Sospecho que la actitud del PSOE se basa en la experiencia de las Vascongadas y Cataluña. Allí nunca se cumplió en absoluto el acuerdo sobre la utilización política del pasado, y, por el contrario, la recuperación de los estribillos de la guerra ha jugado un papel decisivo en el arrincona- miento de la derecha nacional, así como en la radicalización de amplias masas de la población y la vulneración sistemática de la ley. Todo ello flanqueado, en el caso vasco, por el terrorismo, también muy influyente en el catalán de modo indirecto. Y ahora asistimos a un proceso muy parecido en el conjunto de España.
Es obvio que determinados poderes consideran la recuperación de las viejas pasiones un instrumento útil para su política actual, mientras la derecha se ha inhibido, permitiendo a la marea avanzar más y más. Como ha observado Stanley Payne, tras la victoria electoral del PP hace unos años los dirigentes socialistas vieron ahí una táctica eficaz para acosar a la derecha, y desde entonces la utilizan sin tregua. Así, el pasado —la distorsión del pasado— condiciona de manera enfermiza el presente.

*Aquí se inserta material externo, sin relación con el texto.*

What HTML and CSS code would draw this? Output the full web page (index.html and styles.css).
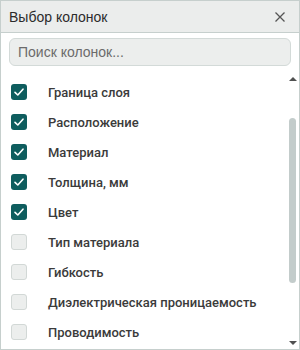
FILE: index.html
```html
<!DOCTYPE html>
<html>
<head>
    <title>Выбор колонок</title>
    <link rel="stylesheet" href="styles.css">
    <meta name="viewport" content="width=device-width, initial-scale=1.0">
</head>
<body>
    <div class="panel">
        <div class="panel-header">
            <span class="panel-title">Выбор колонок</span>
            <button class="close-btn" title="Закрыть">
                <svg width="12" height="12" viewBox="0 0 12 12"><path d="M1.5 1.5 L10.5 10.5 M10.5 1.5 L1.5 10.5" stroke="#555" stroke-width="1.3" fill="none"/></svg>
            </button>
        </div>
        <div class="search-wrap">
            <input type="text" class="search-input" placeholder="Поиск колонок...">
        </div>
        <div class="panel-body">
            <div class="col-list">
                <label class="col-row"><span class="cb checked"><svg width="16" height="16" viewBox="0 0 16 16"><path d="M4 8.3 L6.8 11 L12 5.2" stroke="#fff" stroke-width="1.6" fill="none" stroke-linecap="round" stroke-linejoin="round"/></svg></span>Граница слоя</label>
                <label class="col-row"><span class="cb checked"><svg width="16" height="16" viewBox="0 0 16 16"><path d="M4 8.3 L6.8 11 L12 5.2" stroke="#fff" stroke-width="1.6" fill="none" stroke-linecap="round" stroke-linejoin="round"/></svg></span>Расположение</label>
                <label class="col-row"><span class="cb checked"><svg width="16" height="16" viewBox="0 0 16 16"><path d="M4 8.3 L6.8 11 L12 5.2" stroke="#fff" stroke-width="1.6" fill="none" stroke-linecap="round" stroke-linejoin="round"/></svg></span>Материал</label>
                <label class="col-row"><span class="cb checked"><svg width="16" height="16" viewBox="0 0 16 16"><path d="M4 8.3 L6.8 11 L12 5.2" stroke="#fff" stroke-width="1.6" fill="none" stroke-linecap="round" stroke-linejoin="round"/></svg></span>Толщина, мм</label>
                <label class="col-row"><span class="cb checked"><svg width="16" height="16" viewBox="0 0 16 16"><path d="M4 8.3 L6.8 11 L12 5.2" stroke="#fff" stroke-width="1.6" fill="none" stroke-linecap="round" stroke-linejoin="round"/></svg></span>Цвет</label>
                <label class="col-row"><span class="cb"></span>Тип материала</label>
                <label class="col-row"><span class="cb"></span>Гибкость</label>
                <label class="col-row"><span class="cb"></span>Диэлектрическая проницаемость</label>
                <label class="col-row"><span class="cb"></span>Проводимость</label>
            </div>
            <!-- scrollbar drawn by hand, list is shown scrolled a bit -->
            <div class="scrollbar">
                <span class="arrow-up"></span>
                <div class="track"><div class="thumb"></div></div>
                <span class="arrow-down"></span>
            </div>
        </div>
    </div>
</body>
</html>
```
FILE: styles.css
```css
html {
    font-family: "Liberation Sans", Arial, sans-serif;
}
body {
    margin: 0;
    background: #fff;
}

.panel {
    width: 300px;
    height: 350px;
    box-sizing: border-box;
    border: 1px solid #c6cfcd;
    display: flex;
    flex-direction: column;
    overflow: hidden;
}

.panel-header {
    height: 31px;
    background: #ebedec;
    border-bottom: 1px solid #c6cfcd;
    display: flex;
    align-items: center;
    justify-content: space-between;
    padding: 0 13px 0 8px;
    flex-shrink: 0;
}
.panel-title {
    font-size: 14px;
    color: #2b2b2b;
}
.close-btn {
    border: none;
    background: none;
    padding: 0;
    width: 12px;
    height: 12px;
    display: flex;
}

.search-wrap {
    padding: 5px 8px 6px 8px;
    flex-shrink: 0;
}
.search-input {
    width: 100%;
    height: 28px;
    box-sizing: border-box;
    border: 1px solid #d3dad8;
    border-radius: 6px;
    background: #eceeed;
    padding: 0 8px;
    font-family: "Liberation Sans", Arial, sans-serif;
    font-size: 14px;
    color: #333;
}
.search-input::placeholder {
    color: #6b6b6b;
}

.panel-body {
    flex: 1;
    display: flex;
    min-height: 0;
}
.col-list {
    flex: 1;
    padding-top: 5px;
    overflow: hidden;
}
.col-row {
    height: 30px;
    display: flex;
    align-items: center;
    padding-left: 10px;
    font-family: Roboto, sans-serif;
    font-size: 13px;
    font-weight: 500;
    color: #3b3b3b;
    white-space: nowrap;
}
.cb {
    width: 16px;
    height: 16px;
    box-sizing: border-box;
    border-radius: 3px;
    border: 1px solid #d2d8d6;
    background: #eceeed;
    margin-right: 21px;
    display: flex;
    flex-shrink: 0;
}
.cb.checked {
    border: none;
    background: #0e5d5e;
}

.scrollbar {
    width: 11px;
    margin-right: 1px;
    display: flex;
    flex-direction: column;
    align-items: center;
}
.arrow-up, .arrow-down {
    width: 0;
    height: 0;
    border-left: 4px solid transparent;
    border-right: 4px solid transparent;
}
.arrow-up {
    border-bottom: 4px solid #505050;
    margin-top: 5px;
}
.arrow-down {
    border-top: 4px solid #505050;
    margin-bottom: 4px;
}
.track {
    flex: 1;
    width: 7px;
}
.thumb {
    margin-top: 37px;
    height: 165px;
    border-radius: 4px;
    background: #c3cccb;
}
```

La tesis básica manejada en estas versiones afirma, en esquema, que la guerra se libró entre el fascismo y la democracia, habiendo cometido el primero todas las atrocidades que su nombre evoca. Y el PP sería el heredero político de aquellos fascistas o franquistas, como se encargan de reiterarlo a menudo diversos formadores de opinión en los medios de masas. De este modo la derecha estaría bajo permanente sospecha y necesitada de justificar su carácter democrático… sometiéndose a las exigencias de los presuntos herederos de la democracia no menos presuntamente asesinada en los años 30. El argumento servía al PSOE, de paso, para alejar la atención de su pasado reciente, de la marea de corrupción con que habían culminado sus «cien años de honradez».
La táctica ha resultado tanto más fructífera para los intereses inmediatos de la izquierda cuanto que la derecha, un tanto asustada, prefirió dejarle el campo libre, llamando a «hablar del futuro, y no del pasado». Tal actitud admitía implícitamente, ante el ciudadano neutro y poco informado, las acusaciones sobre su pasado inconfesable. Y puesto que prefería ocultar ese pasado (el «asesinato de la democracia», recuérdese), ¿qué garantías podía ofrecer para el futuro? ¿No volvería a las andadas en cualquier momento? El desairado repliegue de la derecha dio a las izquierdas y a los separatismos la máxima ventaja. Quedaron olvidados la corrupción y otros asuntos feos, y mucha gente, aun recordándolos, prefería al PSOE, no sin lógica, antes que a un partido manchado por la destrucción de una república idealizada sin tasa, y por su negativa a reconocer su delito.